B. Analysis and Conclusions
We conclude that the Union fails to establish that the award is based on a nonfact. In order for an award to be found deficient because it is based on a nonfact, the appealing party must demonstrate that the central fact underlying the award is clearly erroneous, but for which a different result would have been reached. For example, U.S. Department of the Air Force, Griffiss Air Force Base, Rome, New York and American Federation of Government Employees, Local 2612, 39 FLRA 889, 893 (1991).
In this case, the Union fails to demonstrate that the Arbitrator relied on a clearly erroneous central fact in making his award. The Arbitrator addressed the issue that was stipulated by the parties--whether the Agency violated the agreement and governing regulations by changing the employees' regular workweek hours on the days in question. As we have noted previously, the Arbitrator applied the parties' agreement and the incorporated regulations and found that the Agency's changing of the work schedule was consistent with both the agreement and the regulations.
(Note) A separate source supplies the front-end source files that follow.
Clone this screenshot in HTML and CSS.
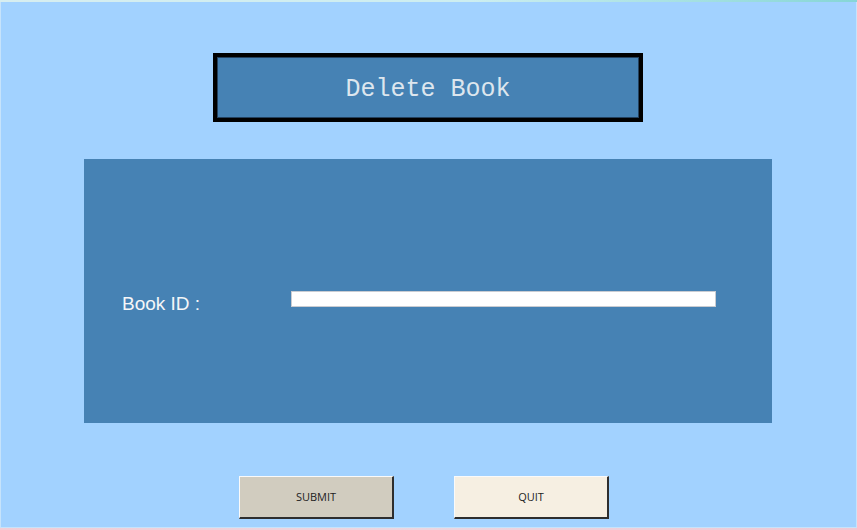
FILE: index.html
```html
<!DOCTYPE html>
<html lang="en">
<head>
<meta charset="utf-8">
<title>Delete Book</title>
<link rel="stylesheet" href="styles.css">
</head>
<body>
<div class="window">
  <div class="topbar"></div>
  <main class="content">
    <header class="title">Delete Book</header>
    <section class="panel">
      <label class="label" for="bookid">Book ID :</label>
      <input class="entry" id="bookid" type="text">
    </section>
    <div class="actions">
      <button class="btn btn-submit" type="button">SUBMIT</button>
      <button class="btn btn-quit" type="button">QUIT</button>
    </div>
  </main>
  <div class="bottombar"></div>
</div>
</body>
</html>
```
FILE: styles.css
```css
* { box-sizing: border-box; }
html, body {
  margin: 0;
  padding: 0;
  width: 857px;
  height: 530px;
  overflow: hidden;
  background: #a2d2ff;
}
.window {
  width: 857px;
  height: 530px;
  display: flex;
  flex-direction: column;
}
.topbar {
  height: 2px;
  background: linear-gradient(90deg, #d7eef0 0%, #cdeef0 55%, #86d6d6 100%);
}
.bottombar {
  height: 2px;
  background: linear-gradient(90deg, #f2cdd6 0%, #ecd6e0 50%, #f0c8d4 100%);
}
.content {
  flex: 1;
  display: flex;
  flex-direction: column;
  background: #a2d2ff;
  border-left: 1px solid #c6e3fb;
  border-right: 1px solid #c6e3fb;
  border-bottom: 1px solid #c6e3fb;
}
.title {
  margin: 51px 0 0 212px;
  width: 430px;
  height: 69px;
  border: 4px solid #000;
  box-shadow: inset 0 0 0 1px #23415e;
  background: #4682b4;
  color: #dde6ee;
  font-family: "Liberation Mono", "DejaVu Sans Mono", monospace;
  font-size: 25px;
  display: flex;
  align-items: center;
  justify-content: center;
  padding-top: 3px;
}
.panel {
  margin: 37px 0 0 83px;
  width: 688px;
  height: 264px;
  background: #4682b4;
  display: flex;
  align-items: flex-start;
  padding: 132px 0 0 38px;
}
.label {
  flex: 0 0 169px;
  color: #f4f6f8;
  font-family: "Liberation Sans", Arial, sans-serif;
  font-size: 19px;
  line-height: 22px;
  margin-top: 2px;
}
.entry {
  width: 425px;
  height: 16px;
  border: 1px solid #c9ccd2;
  background: #fff;
  padding: 0;
  margin: 0;
  outline: none;
}
.actions {
  margin: 53px 0 0 238px;
  display: flex;
  gap: 60px;
}
.btn {
  width: 155px;
  height: 43px;
  padding: 0 0 2px;
  font-family: "Open Sans", "Noto Sans", sans-serif;
  font-size: 11px;
  color: #222;
  border-style: solid;
  border-width: 1px 2px 2px 1px;
  border-color: #fafafa #2e2e2e #2e2e2e #fafafa;
  cursor: pointer;
}
.btn-submit { background: #d1ccbf; }
.btn-quit { background: #f6efe2; }
```
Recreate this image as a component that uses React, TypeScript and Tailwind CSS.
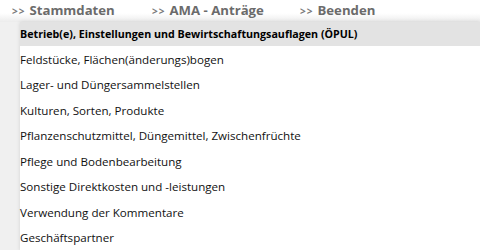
import React from 'react';

const items: string[] = [
  'Feldstücke, Flächen(änderungs)bogen',
  'Lager- und Düngersammelstellen',
  'Kulturen, Sorten, Produkte',
  'Pflanzenschutzmittel, Düngemittel, Zwischenfrüchte',
  'Pflege und Bodenbearbeitung',
  'Sonstige Direktkosten und -leistungen',
  'Verwendung der Kommentare',
  'Geschäftspartner',
];

const NavTab: React.FC<{ label: string; className?: string }> = ({ label, className }) => (
  <div className={`flex items-baseline ${className ?? ''}`}>
    <span className="text-[10px] font-bold text-[#7a7a7a] tracking-[1px]">&gt;&gt;</span>
    <span className="ml-[4px] text-[13.2px] font-bold text-[#6b6b6b]">{label}</span>
  </div>
);

export default function App() {
  return (
    <div className="w-[480px] h-[250px] overflow-hidden bg-white font-['Open_Sans','Noto_Sans',sans-serif]">
      {/* Top nav */}
      <div className="h-[22px] flex items-center pl-[12px] bg-gradient-to-b from-white from-60% to-[#ececec]">
        <NavTab label="Stammdaten" className="w-[140px]" />
        <NavTab label="AMA - Anträge" className="w-[148px]" />
        <NavTab label="Beenden" />
      </div>

      <div className="flex">
        <div className="w-[20px] h-[228px] bg-[#f0f0f0]" />
        {/* Dropdown panel */}
        <div className="flex-1 bg-white shadow-[0_0_4px_rgba(0,0,0,0.12)]">
          <div className="h-[24px] flex items-center bg-[#e3e3e3] text-[10.7px] font-bold text-black leading-none">
            Betrieb(e), Einstellungen und Bewirtschaftungsauflagen (ÖPUL)
          </div>
          <div className="pt-[1px]">
            {items.map((it) => (
              <div key={it} className="h-[25.5px] flex items-center text-[11.6px] text-[#111] leading-none">
                {it}
              </div>
            ))}
          </div>
        </div>
      </div>
    </div>
  );
}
The Union's third exception constitutes mere disagreement with the Arbitrator's overall findings and conclusions and is an attempt to relitigate the merits of the grievance. Such disagreement provides no basis for finding the award deficient. See, for example, U.S. Department of Defense, Dependents Schools, Mediterranean Region and Overseas Federation of Teachers, 36 FLRA 861, 867 (1990) (claim that arbitrator's conclusions were not supported by evidence did not concern a central fact and constituted mere disagreement with the arbitrator's conclusions). Accordingly, we find that the Union's exception provides no basis for finding the award deficient as based on a nonfact.
The Union's exceptions are denied.
Article 15 of the parties' collective bargaining agreement provides in relevant part:
Section 1. When the Employer knows in advance of an Administrative workweek that the specific days and/or hours of the day actually required of an employee in that Administrative workweek will differ from those required in the current Administrative workweek, he or she shall reschedule the employee's regularly scheduled Administrative workweek to correspond with those specific days and hours. The Employer shall inform the employee, as soon as practical, and he or she will record the change on the employee's time card or other Agency document for recording work.
NOTE: The intent of the phrase "as soon as practical" is to give the employee affected by changes as much notice as the Employer can after knowledge of the change necessary in work schedule in order to lessen the adverse impact and allow employees for use of their nonwork time.
Section 2. The basic 40-hour workweek is scheduled on 5 days, Monday through Friday when possible. It is agreed and understood that, when necessary, the Employer may establish basic workweeks of other than Monday through Friday in accordance with regulations. Changes in shifts, will be in accordance with FPM 610, CPI 610, and 5 CFR Part 610.
. . . .
Section 10. Except when the Employer determines that the Agency would be seriously handicapped in carrying out its functions or that costs would be substantially increased, work schedules will be maintained as stable as practical.
(If blank, the decision does not have footnotes.)
*/ Relevant provisions of Article 15 are set forth in the Appendix to this decision.